Говорят, у каждого врача есть персональное кладбище: без ошибок и поражений не стать настоящим специалистом. Борис анализировал ошибки, но не допускал мысли о нормальности смерти. Ему не приходило в голову оправдывать себя, произнося даже мысленно фразу «мы сделали все, что было в наших силах».
Если пациент умер, значит, врач сделал не все, что мог.
Значит, врач в чем-то просчитался.
…знает, кого ко мне посылать.
– Он-то знает, – странно ответил Андреев. – Он знает лучше вашего, как и для чего посылать вам пациентов. Но вам надо понять, что не каждый из них… из нас будет жить. Знаете, как Святой Франциск называл смерть?
Борис покачал головой.
– «Прославлен будь, мой Господи, за сестру нашу Смерть плотскую, которой никто из живых избежать не способен», – слегка нараспев произнес Андреев.
Борису показалось, что Андреев смотрит на кого-то за его спиной. Глаза блестели, седая борода возбужденно топорщилась, и сам он светился странным вдохновением, будто сейчас скинет кислородную трубку, отцепит от груди датчики, встанет с кровати и, как библейский пророк, начнет проповедовать под небесные громы и сверкающие молнии.
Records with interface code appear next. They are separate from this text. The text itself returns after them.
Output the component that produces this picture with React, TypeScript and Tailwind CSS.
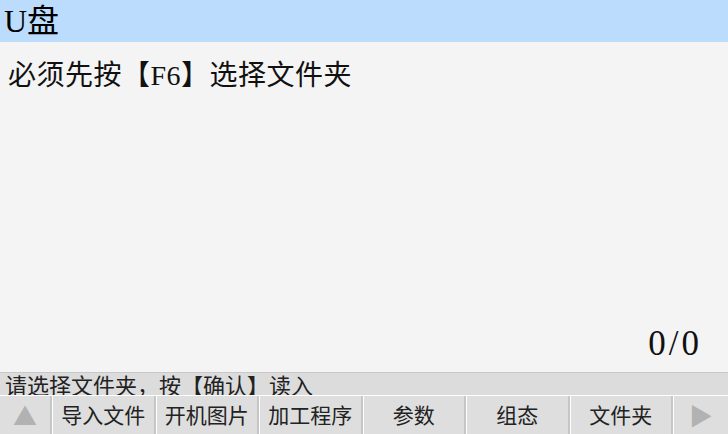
import React from 'react';

const serif = "font-['Liberation_Serif','Noto_Sans_CJK_SC',serif]";
const sans = "font-['Noto_Sans_CJK_SC','Noto_Sans',sans-serif]";

const tabs = ['导入文件', '开机图片', '加工程序', '参数', '组态', '文件夹'];

const App: React.FC = () => {
  return (
    <div className="w-[728px] h-[434px] flex flex-col bg-[#f4f4f4] overflow-hidden">
      {/* Title */}
      <div className={`h-[42px] bg-[#bbdcfd] flex items-center px-[4px] text-[32px] leading-[40px] text-black ${serif}`}>
        U盘
      </div>

      {/* Content */}
      <div className="flex-1 flex flex-col px-[8px] pt-[18px] pb-[10px]">
        <div className={`text-[28px] leading-[32px] tracking-[0.5px] text-[#111] ${serif}`}>必须先按【F6】选择文件夹</div>
        <div className="flex-1" />
        <div className={`self-end pr-[18px] text-[35px] leading-[36px] tracking-[3px] text-[#111] ${serif}`}>0/0</div>
      </div>

      {/* Status line */}
      <div className={`h-[23px] bg-[#dcdcdc] border-t border-[#c8c8c8] px-[5px] text-[22px] leading-[22px] text-[#222] ${sans}`}>
        请选择文件夹，按【确认】读入
      </div>

      {/* Soft keys */}
      <div className={`h-[39px] flex bg-[#dedede] border-t border-white ${sans}`}>
        <div className="w-[52px] flex items-center justify-center border-r-2 border-r-[#c6c6c6]">
          <span className="text-[24px] text-[#b2b2b2]">▲</span>
        </div>
        {tabs.map((t) => (
          <div
            key={t}
            className="w-[103.5px] flex items-center justify-center border-l border-l-white border-r-2 border-r-[#c6c6c6] text-[21px] text-[#222]"
          >
            {t}
          </div>
        ))}
        <div className="flex-1 flex items-center justify-center border-l border-l-white">
          <span className="text-[24px] text-[#b2b2b2]">▶</span>
        </div>
      </div>
    </div>
  );
};

export default App;
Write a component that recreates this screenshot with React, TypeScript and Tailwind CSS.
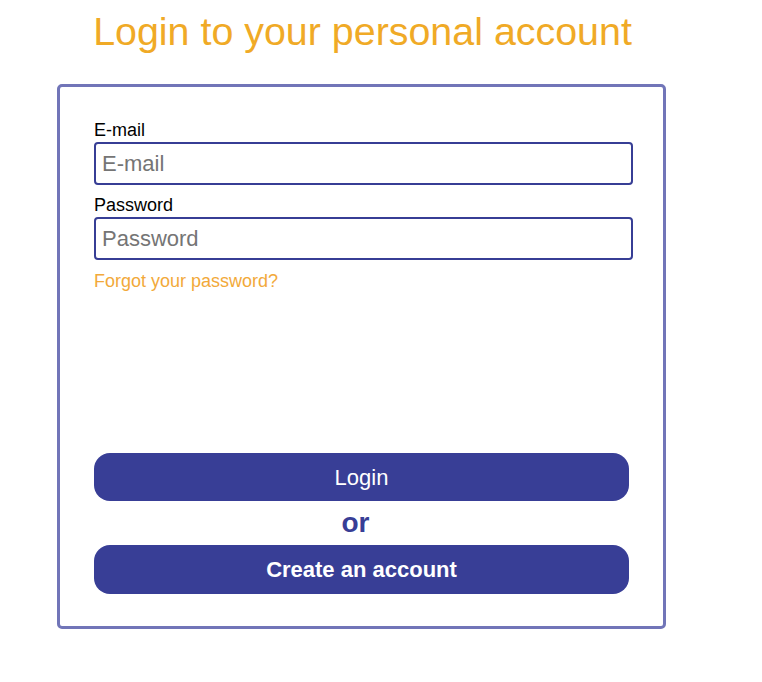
export default function App() {
  return (
    <div className="w-[762px] min-h-[682px] bg-white font-['Liberation_Sans',Arial,sans-serif]">
      <div className="ml-[57px] w-[609px]">
        <h1 className="pt-[8px] pl-[2px] text-center text-[39.4px] leading-[46px] font-normal text-[#f0aa26]">
          Login to your personal account
        </h1>

        {/* Login card */}
        <form
          className="mt-[30px] flex flex-col rounded-[5px] border-[3px] border-[#7175b8] pl-[34px] pt-[33px] pb-[32px]"
          onSubmit={(e) => e.preventDefault()}
        >
          <label className="block text-[18px] leading-[20px] text-black">E-mail</label>
          <input
            type="email"
            placeholder="E-mail"
            className="mt-[2px] h-[43px] w-[539px] rounded-[4px] border-2 border-[#373e95] px-[6px] text-[22px] text-black placeholder:text-[#757575] outline-none"
          />

          <label className="mt-[10px] block text-[18px] leading-[20px] text-black">Password</label>
          <input
            type="password"
            placeholder="Password"
            className="mt-[2px] h-[43px] w-[539px] rounded-[4px] border-2 border-[#373e95] px-[6px] text-[22px] text-black placeholder:text-[#757575] outline-none"
          />

          <a href="#" className="mt-[11px] block w-fit text-[18px] leading-[20px] text-[#f2a93a]">
            Forgot your password?
          </a>

          <div className="h-[162px]" />

          <button
            type="submit"
            className="flex h-[48px] w-[535px] items-center justify-center rounded-[16px] bg-[#383e96] text-[22px] text-white"
          >
            Login
          </button>
          <p className="mt-[7px] w-[523px] text-center text-[28px] leading-[30px] font-bold text-[#383e96]">or</p>
          <button
            type="button"
            className="mt-[7px] flex h-[49px] w-[535px] items-center justify-center rounded-[16px] bg-[#383e96] text-[22px] font-bold text-white"
          >
            Create an account
          </button>
        </form>
      </div>
    </div>
  );
}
Борис моргнул и засмеялся. Андреев подхватил его смех, но тут же закашлялся.
– Так-то. Сестра Смерть. А вы с ней – мечом, мечом да по жопе.
Борис задохнулся от неожиданности.
– Мне осталось немного, – посерьезнев, сказал Андреев. – Я это знаю и принимаю. И мне вовсе не нужно, чтобы вы считали своей личной ответственностью схватку с моей смертью.
Бориса снова бросило в жар.
– Но это моя ответственность! – запротестовал он. Внутри поднималось непонятное раздражение: Андреев, с его бородой, слезящимися серыми глазами, впавшими щеками и неуместной философией малодушия теперь вызывал почти брезгливость. – Я знаю законы болезни, знаю, сколько вам осталось времени. Я сделаю все, чтобы это время продлить.
Андреев посуровел, его скулы, казалось, заострились еще сильнее. Взгляд стал колючим.
– А для чего мне мое время, вы знаете? Вы собираетесь его продлевать, но знаете ли вы, к чему я иду и как собираюсь использовать последние дни жизни?
Борис открыл рот.
Закрыл.
Не время втягиваться в спор с дедом, который сам не понимает, что несет. Да и не нужно спорить с Андреевым, нужно делать свое дело – и делать безупречно.
Борис коротко кивнул, через силу улыбнулся и встал. Когда он уже выходил из палаты, Андреев негромко произнес ему в спину:
– Блаженны, кого найдет она в пресвятой Твоей воле, ибо не станет для них погибелью смерть вторая.
Вторая смерть?
Что за чушь.
Если бы реанимационные палаты закрывались, Борис хлопнул бы дверью сильнее, чем следовало.